Ломала голову: куда деться? Как избавиться? Как? Снова куда-нибудь в школу? Просить квартиру в больнице? Но любой Качесов только буркнет: «Жильем обеспечены? Все по норме? Отказать! Меняйтесь». Сменить квартиру? Но в лучшем случае выменяешь нечто подобное, да и сама совесть словно заграждала мне дорогу к мысли о таком обмене, а точнее, обмане. Слова не зря стоят рядом. Звучат сходно. Кого бы я обманула, завлекая в этот — хотелось назвать его грубо точным неприглядным словом? Купить дом? Как в золотом сне, мечтала теперь об отдельном домике, пусть бы самом крохотном: комнатка, кухня, лишь бы без соседей справа, слева, сверху — отовсюду, без невыключаемого радио, без «Чико-Чико». Готова была пилить дрова, топить печь, носить воду на коромысле — лишь бы отдохнуть душой. Купить… дом. Но на подступе к желанию падали руки. Какой дом, если вечно недостает денег на самое необходимое. Правда, теперь, как одиночке, мне платили пособие на сына. Пособие пособием. Оно точно названо. А моей двухставочной зарплаты медсестры только едва-едва. Купишь платье или пальто — и на полгода режим строгой экономии. Счастье еще — обходимся без долгов. Долги непереносимы. Даже мелкие: рубль-два. Они мучат, вгоняют в нервное напряжение, в постоянное напоминание: не забыть. Отдать! Большой долг я как-то даже не могу представить. Наверное, это скала, которую надо держать, или как меч, занесенный над шеей. Как под мечом жить? В мудрости моих тетрадей было: «Бедность без долгов — зажиточность». Вот такая зажиточность у нас длилась уже более десятилетия. Бедность без долгов. Выкручивались. Бывало, к столу один хлеб, картошка с солью, вместо чая — вода без сахара. «По-суворовски!» — называет такой «чай» сын, усмехаясь недетской улыбкой. Я готова целовать, тискать его за эти слова в такие минуты. Но сын не любит «нежностей», выворачивается, когда обнимаю: «Да чего ты? Маленький, что ли!» По-суворовски.
Ходил в школу легонько одетый. Не носил зимнее пальто. С одиннадцати записался в секцию самбо. Возвращался в синяках. Иногда хромал. Не жаловался. Ругала. Отмахивался. Учился средне и вроде бы без всякой охоты. Без двоек, и то, наверное, чтоб меня не огорчать. На все свое мнение. Не переубедишь, не переспоришь. Или молчал, или отворачивался, кричи не кричи — камень. В солдатики играл по-прежнему увлеченно, клеил танки, занял своими армиями весь угол, чертил карты, писал диспозиции или приказы. Уже не дивилась, со страхом убеждаясь: кажется, все-таки он сын своего отца.
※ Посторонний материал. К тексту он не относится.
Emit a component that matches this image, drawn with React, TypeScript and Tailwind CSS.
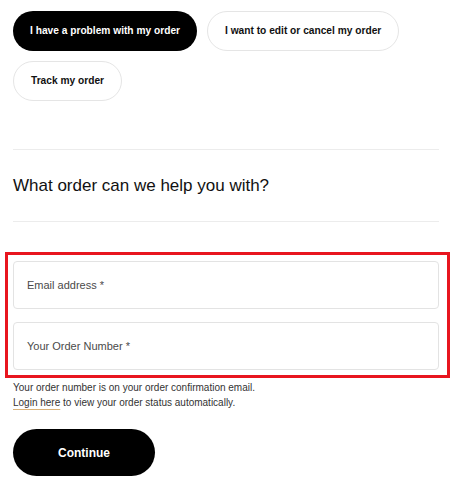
import React from 'react';

const options = [
  { label: 'I have a problem with my order', active: true },
  { label: 'I want to edit or cancel my order', active: false },
  { label: 'Track my order', active: false },
];

function Field({ label }: { label: string }) {
  return (
    <div className="h-12 rounded border border-[#e3e3e3] bg-white flex items-center px-[13px] text-[11px] text-[#4a4a4a]">
      {label}
    </div>
  );
}

export default function App() {
  return (
    <div className="min-h-screen bg-white font-['Liberation_Sans',Arial,sans-serif] text-[#111]">
      <div className="w-[426px] ml-[13px] pt-[11px]">
        {/* Order topic pills */}
        <div className="flex flex-wrap gap-[10px]">
          {options.map((o) => (
            <button
              key={o.label}
              className={
                o.active
                  ? 'h-10 px-[17px] rounded-full bg-black text-white text-[10.2px] font-bold'
                  : 'h-10 px-[17px] rounded-full border border-[#e5e5e5] bg-white text-[#111] text-[10.2px] font-bold'
              }
            >
              {o.label}
            </button>
          ))}
        </div>

        <div className="mt-[48px] border-t border-[#ececec]" />
        <h2 className="h-[71px] flex items-center text-[17px] text-[#111]">What order can we help you with?</h2>
        <div className="border-t border-[#ececec]" />

        {/* Lookup fields */}
        <div className="relative mt-[39px] flex flex-col gap-[13px]">
          <Field label="Email address *" />
          <Field label="Your Order Number *" />
          <div className="absolute -left-[8px] -right-[11px] -top-[9px] -bottom-[8px] border-[3px] border-[#e8151f] pointer-events-none" />
        </div>

        <div className="mt-[10px] text-[10px] leading-[15px] text-[#333]">
          <p>Your order number is on your order confirmation email.</p>
          <p>
            <a href="#" className="underline decoration-[#d9b27a] underline-offset-[3px]">Login here</a> to view your order status automatically.
          </p>
        </div>

        <button className="mt-[19px] w-[142px] h-[47px] rounded-full bg-black text-white text-[12px] font-bold">
          Continue
        </button>
      </div>
    </div>
  );
}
А таксист продолжал меня встречать. Его звали Костя. Константин Михайлович Самохвалов. Он был настойчив, как никто из случайных знакомых, если не принимать в расчет больных. Но привязанность больных — до порога. В отделении, на койке: «Лидия Петровна! Лидочка! Лидуша, родная, милая, дорогая». Взглядом по лицу, по халату, по косе — стала ее заплетать, надоело мучиться с прическами, — взглядом по чулкам, туфлям. Потом: «Спасибо, Лидочка! До свиданья, Лидочка». — «До свиданья», — разве что опять здесь, в палате. Уходили, будто растворялись, исчезали из памяти; вероятно, и я оставалась в их памяти белым расплывчатым пятном — женщина в медицинском халате или только этот халат. Я и не ждала никакой благодарности. Многие профессии, а особенно медики редко видят ее. Куда чаще озлобленное: «Не так лечили!», «Не вылечили!», «Чего они знают?!», «Им бы только резать!», «Им бы…». И никто не думает, что болезнь бывает сильнее врача, что в болезни чаще виноват сам больной, что лечение — дело долгое, непростое, общими силами. «Им бы только..» Мы привыкли. Мы притерпелись. У нас своя гордость. Работа. За нее платят не щедро. Трудятся же все по-разному. Есть среди нас нерадивые, есть тупые, есть карьеристы — есть всякие, а в основе, считаю, все-таки подвижники, все-таки человеколюбцы, сострадательные и честные, может быть, самые сострадательные, одержимые этой сострадательностью. Простите, вырвалось… Но душа человеческая тайно ждет благодарности, надеется, как на справедливость, на счастье, благодарности-то простой — добрым словом, приветом. Убеждалась всю жизнь: лучшие люди — благодарные люди, худшие — те, кто за добро платят злом. Самые лучшие платят добром за зло. Этих по пальцам перечесть. Не густо. Святые. От них по земле сеется благородство. Сеется благородство. Лишь плохо всходит.